The civil rights arm of the agency investigates allegations of racial and sex-based discrimination, but a majority of its complaints involve students with disabilities. In New York, the regional civil rights office built up a backlog of discrimination cases after protests erupted on college campuses last year. Its shuttering could leave those cases in limbo.

The government has cast the layoffs at the Education Department, a longtime target of Mr. Trump, as a move to reduce bureaucracy and costs. The cuts would halve the department’s staff.

Ms. McMahon said in a statement that the “reduction in force reflects the Department of Education’s commitment to efficiency, accountability and ensuring that resources are directed where they matter most: to students, parents and teachers.”

Trump administration officials have spoken often of their desire to dismantle the entire department, a plan that would require the approval of Congress and would probably trigger fresh lawsuits.

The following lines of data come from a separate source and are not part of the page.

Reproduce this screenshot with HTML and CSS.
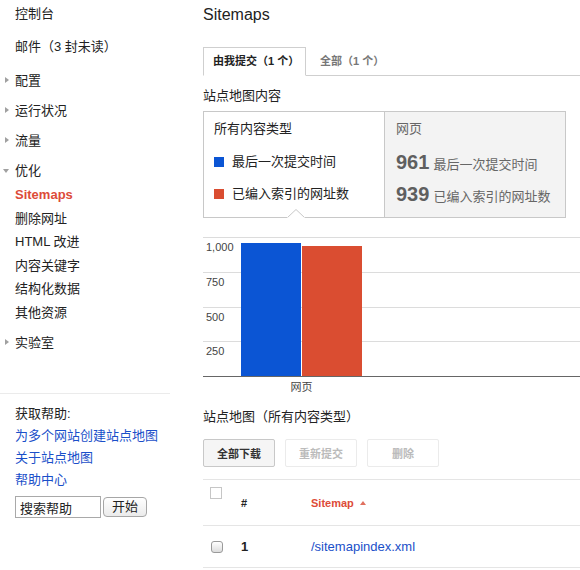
FILE: index.html
```html
<!DOCTYPE html>
<html lang="zh-CN">
<head>
<meta charset="utf-8">
<title>Sitemaps</title>
<link rel="stylesheet" href="styles.css">
</head>
<body>
<div class="page">
  <aside class="sidebar">
    <nav class="nav">
      <div class="nav-home">控制台</div>
      <div class="nav-home nav-mail">邮件（3 封未读）</div>
      <div class="nav-sections">
        <div class="nav-sec"><span class="caret caret-right"></span>配置</div>
        <div class="nav-sec"><span class="caret caret-right"></span>运行状况</div>
        <div class="nav-sec"><span class="caret caret-right"></span>流量</div>
        <div class="nav-sec"><span class="caret caret-down"></span>优化</div>
      </div>
      <ul class="sub">
        <li class="sub-item active">Sitemaps</li>
        <li class="sub-item">删除网址</li>
        <li class="sub-item">HTML 改进</li>
        <li class="sub-item">内容关键字</li>
        <li class="sub-item">结构化数据</li>
        <li class="sub-item">其他资源</li>
      </ul>
      <div class="nav-sec nav-lab"><span class="caret caret-right"></span>实验室</div>
    </nav>
    <div class="divider"></div>
    <div class="help">
      <div class="help-title">获取帮助:</div>
      <a class="help-link" href="#">为多个网站创建站点地图</a>
      <a class="help-link" href="#">关于站点地图</a>
      <a class="help-link" href="#">帮助中心</a>
      <div class="search">
        <input class="search-input" type="text" value="搜索帮助">
        <button class="search-btn" type="button">开始</button>
      </div>
    </div>
  </aside>

  <main class="main">
    <h1 class="title">Sitemaps</h1>
    <div class="tabs">
      <div class="tab active">由我提交（1 个）</div>
      <div class="tab">全部（1 个）</div>
    </div>

    <h2 class="section-title">站点地图内容</h2>
    <div class="summary">
      <div class="summary-left">
        <div class="summary-row summary-head">所有内容类型</div>
        <div class="summary-row"><span class="swatch swatch-blue"></span>最后一次提交时间</div>
        <div class="summary-row"><span class="swatch swatch-red"></span>已编入索引的网址数</div>
        <svg class="notch" width="18" height="9" viewBox="0 0 18 9">
          <rect x="0" y="7" width="18" height="2" fill="#fff"/>
          <polyline points="0.5,8.5 9,0.5 17.5,8.5" fill="#fff" stroke="#c8c8c8" stroke-width="1"/>
        </svg>
      </div>
      <div class="summary-right">
        <div class="summary-row summary-type">网页</div>
        <div class="summary-row"><span class="num">961</span> 最后一次提交时间</div>
        <div class="summary-row"><span class="num">939</span> 已编入索引的网址数</div>
      </div>
    </div>

    <div class="chart">
      <div class="plot">
        <div class="band">1,000</div>
        <div class="band">750</div>
        <div class="band">500</div>
        <div class="band">250</div>
        <div class="bar bar-blue" style="height:133px"></div>
        <div class="bar bar-red" style="height:130px"></div>
      </div>
      <div class="xlabels">网页</div>
    </div>

    <h2 class="section-title">站点地图（所有内容类型）</h2>
    <div class="actions">
      <button class="btn" type="button">全部下载</button>
      <button class="btn btn-disabled" type="button">重新提交</button>
      <button class="btn btn-disabled" type="button">删除</button>
    </div>

    <div class="table">
      <div class="trow thead">
        <span class="cb cb-head"></span>
        <span class="th">#</span>
        <span class="th th-sort">Sitemap<span class="sort-up"></span></span>
      </div>
      <div class="trow tbody-row">
        <span class="cb cb-row"></span>
        <span class="td-num">1</span>
        <a class="td-link" href="#">/sitemapindex.xml</a>
      </div>
    </div>
  </main>
</div>
</body>
</html>
```

FILE: styles.css
```css
* { box-sizing: border-box; }

html, body {
  margin: 0;
  padding: 0;
  background: #fff;
}

body {
  font-family: "Liberation Sans", "Noto Sans CJK SC", sans-serif;
  font-size: 13px;
  color: #222;
  width: 580px;
  height: 570px;
  overflow: hidden;
}

.page {
  display: flex;
  align-items: flex-start;
}

/* ---------- sidebar ---------- */
.sidebar {
  flex: 0 0 203px;
  width: 203px;
}

.nav-home {
  padding-left: 15px;
  line-height: 28px;
  height: 28px;
}

.nav-mail {
  margin-top: 5px;
}

.nav-sections {
  margin-top: 5px;
}

.nav-sec {
  display: flex;
  align-items: center;
  height: 30px;
  line-height: 30px;
}

.caret {
  flex: 0 0 15px;
  width: 15px;
  height: 8px;
  position: relative;
}

.caret-right::before {
  content: "";
  position: absolute;
  left: 5px;
  top: 0;
  border-left: 4px solid #a0a0a0;
  border-top: 3.5px solid transparent;
  border-bottom: 3.5px solid transparent;
}

.caret-down::before {
  content: "";
  position: absolute;
  left: 3px;
  top: 2px;
  border-top: 4px solid #a0a0a0;
  border-left: 3.5px solid transparent;
  border-right: 3.5px solid transparent;
}

.sub {
  list-style: none;
  margin: -3px 0 0 0;
  padding: 0;
}

.sub-item {
  padding-left: 15px;
  line-height: 23.5px;
  height: 23.5px;
}

.sub-item.active {
  color: #dd4b39;
  font-weight: bold;
}

.nav-lab {
  margin-top: 4px;
}

.divider {
  margin-top: 35px;
  width: 170px;
  height: 1px;
  background: #ebebeb;
}

.help {
  padding-left: 15px;
}

.help-title {
  margin-top: 9px;
  line-height: 22px;
}

.help-link {
  display: block;
  line-height: 22px;
  color: #1a4fc9;
  text-decoration: none;
}

.search {
  display: flex;
  align-items: center;
  margin-top: 5px;
  height: 22px;
}

.search-input {
  width: 86px;
  height: 22px;
  margin: 0;
  padding: 0 4px;
  border: 1px solid #a9a9a9;
  font-family: "Liberation Sans", "Noto Sans CJK SC", sans-serif;
  font-size: 13px;
  color: #222;
  background: #fff;
  outline: none;
}

.search-btn {
  margin: 0 0 0 2px;
  width: 44px;
  height: 20px;
  padding: 0;
  border: 1px solid #a6a6a6;
  border-radius: 4px;
  background: linear-gradient(#ffffff, #ebebeb);
  font-family: "Liberation Sans", "Noto Sans CJK SC", sans-serif;
  font-size: 13px;
  line-height: 18px;
  color: #222;
}

/* ---------- main ---------- */
.main {
  flex: 0 0 377px;
  width: 377px;
}

.title {
  margin: 0;
  font-size: 16px;
  font-weight: normal;
  line-height: 30px;
  height: 30px;
  color: #222;
}

.tabs {
  display: flex;
  margin-top: 17px;
  height: 29px;
  border-bottom: 1px solid #cfcfcf;
}

.tab {
  height: 29px;
  line-height: 27px;
  padding: 0 9px;
  font-size: 11px;
  font-weight: bold;
  color: #777;
  border: 1px solid transparent;
  margin-bottom: -1px;
}

.tab + .tab {
  margin-left: 4px;
}

.tab.active {
  width: 103px;
  padding: 0 0 0 9px;
  white-space: nowrap;
  overflow: hidden;
  color: #222;
  background: #fff;
  border-color: #cfcfcf;
  border-bottom-color: #fff;
}

.section-title {
  margin: 10px 0 0 0;
  font-size: 13px;
  font-weight: normal;
  line-height: 20px;
  color: #222;
}

/* summary box */
.summary {
  display: flex;
  width: 363px;
  height: 107px;
  margin-top: 5px;
  border: 1px solid #c8c8c8;
}

.summary-left,
.summary-right {
  display: flex;
  flex-direction: column;
  gap: 12.5px;
  padding-top: 7px;
}

.summary-left {
  position: relative;
  flex: 0 0 180px;
  padding-left: 10px;
  background: #fff;
}

.summary-right {
  flex: 1;
  padding-left: 11px;
  background: #f3f3f3;
  border-left: 1px solid #c8c8c8;
  color: #666;
}

.summary-row {
  display: flex;
  align-items: center;
  height: 20px;
  line-height: 20px;
  white-space: nowrap;
}

.summary-right .summary-row {
  align-items: baseline;
}

.summary-head {
  color: #222;
}

.summary-type {
  color: #666;
}

.swatch {
  flex: 0 0 10px;
  width: 10px;
  height: 10px;
  margin-right: 8px;
}

.swatch-blue { background: #0b55d4; }
.swatch-red { background: #da4d31; }

.num {
  font-size: 20px;
  font-weight: bold;
  color: #5f5f5f;
  margin-right: 4px;
}

.notch {
  position: absolute;
  left: 83px;
  bottom: -1px;
  display: block;
}

/* chart */
.chart {
  margin-top: 19px;
}

.plot {
  position: relative;
  border-bottom: 1px solid #666;
}

.band {
  height: 34.75px;
  border-top: 1px solid #dcdcdc;
  padding: 2px 0 0 3px;
  font-size: 11px;
  line-height: 14px;
  color: #444;
}

.bar {
  position: absolute;
  bottom: 0;
  width: 60px;
}

.bar-blue {
  left: 38px;
  background: #0b55d4;
}

.bar-red {
  left: 99px;
  background: #da4d31;
}

.xlabels {
  width: 159px;
  padding-left: 38px;
  text-align: center;
  font-size: 11px;
  line-height: 20px;
  color: #444;
}

.chart + .section-title {
  margin-top: 10px;
}

/* actions */
.actions {
  display: flex;
  gap: 10px;
  margin-top: 12px;
}

.btn {
  width: 72px;
  height: 28px;
  margin: 0;
  padding: 0;
  border: 1px solid #c8c8c8;
  border-radius: 2px;
  background: #f5f5f5;
  font-family: "Liberation Sans", "Noto Sans CJK SC", sans-serif;
  font-size: 11px;
  font-weight: bold;
  color: #333;
}

.btn-disabled {
  background: #fff;
  border-color: #ebebeb;
  color: #bbb;
}

/* table */
.table {
  margin-top: 12px;
  border-top: 1px solid #e5e5e5;
}

.trow {
  display: grid;
  grid-template-columns: 38px 70px 1fr;
  align-items: center;
  border-bottom: 1px solid #e5e5e5;
}

.thead {
  height: 46px;
}

.tbody-row {
  height: 42px;
}

.cb {
  display: block;
  width: 12px;
  height: 12px;
}

.cb-head {
  align-self: start;
  margin: 7px 0 0 7px;
  border: 1px solid #c6c6c6;
  background: #fff;
}

.cb-row {
  margin-left: 8px;
  border: 1px solid #9a9a9a;
  border-radius: 3px;
  background: linear-gradient(#ffffff, #dcdcdc);
}

.th {
  font-size: 11px;
  font-weight: bold;
  color: #222;
  line-height: 16px;
}

.th-sort {
  display: flex;
  align-items: center;
  color: #dd4b39;
}

.sort-up {
  display: block;
  margin-left: 6px;
  border-bottom: 4px solid #e0705e;
  border-left: 3.5px solid transparent;
  border-right: 3.5px solid transparent;
}

.td-num {
  font-size: 13px;
  font-weight: bold;
  color: #222;
}

.td-link {
  font-size: 13px;
  color: #1a4fc9;
  text-decoration: none;
}
```
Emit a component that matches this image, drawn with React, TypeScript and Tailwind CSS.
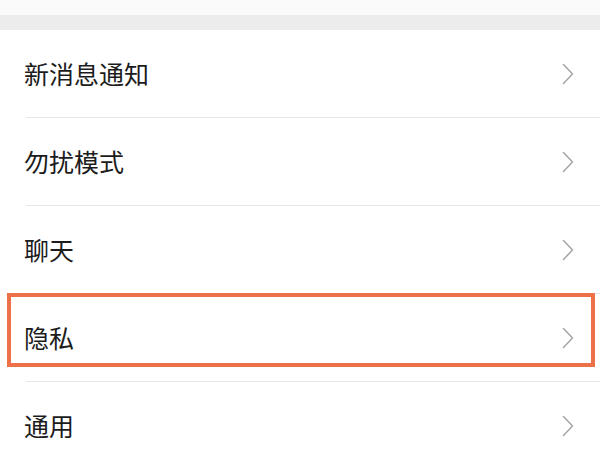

John B. King, the chancellor of the State University of New York and a former federal education secretary under President Barack Obama, said in a recent television interview that such a move would harm young people.

“It would be terrible,” Mr. King said.

In their filing on Thursday, the attorneys general said the Department of Education was essential and that their states relied on the agency for “an extraordinary array of programs.”

Although Congress has granted the secretary the authority to restructure the agency, she is “not permitted to eliminate or disrupt functions required by statute, nor can she transfer the department’s responsibilities to another agency outside of its statutory authorization,” the suit said.

The court should declare the directive from Mr. Trump to cut the agency unconstitutional, they argued.